If an employee is offered minimum essential coverage that provides minimum value and is affordable, an employer does not need to provide an opt out, according to a Washington, D.C. law group firm specializing in employee benefits.

If a plan does not meet those standards, however, employees must be given the opportunity to decline those company plans, under the health law.

Experts say they do not expect many employers to coerse their workers to buy health insurance. Those employers that do may be confused about their responsibilities under the health law, mistakenly believing that in order to avoid penalties they have to enroll their workers in coverage.

“Nothing in the Affordable Care Act (ACA) directs employers to make their coverage mandatory for employees,” says a Treasury Department spokesperson. The law requires large employers “to either offer coverage or pay a fee if their full-time workers access tax credits to get coverage on their own.” 

Employer penalties for not offering insurance that meets the health law’s standards can run up to $3,000 per employee.

The practice of automatically enrolling employees in health insurance is not new. Many employers have been doing it for years. Some enroll new employees in the least expensive company plan, for example. But employees have generally had the option to opt out of the coverage if they wish.

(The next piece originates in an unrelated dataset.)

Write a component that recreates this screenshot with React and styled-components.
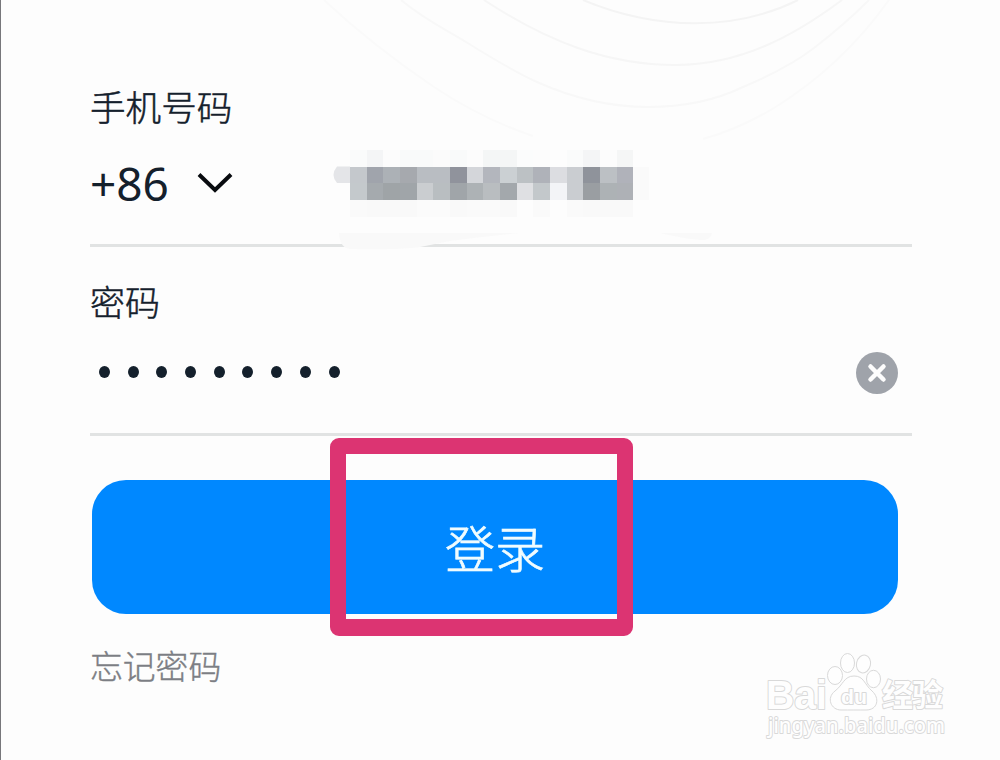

Automatic enrollment makes it simple to satisfy the health law’s requirement that most people have health insurance, experts say.

The health law stipulates that employers with more than 200 full-time workers are required to enroll newly hired full-time employees in a plan unless the employee specifically opts out of the coverage. However, the provision won’t take effect until the Department of Labor issues regulations.

Employees who are unhappy about being required to buy into a company plan could complain to the Department of Labor, some experts say. It’s unclear whether such efforts would succeed.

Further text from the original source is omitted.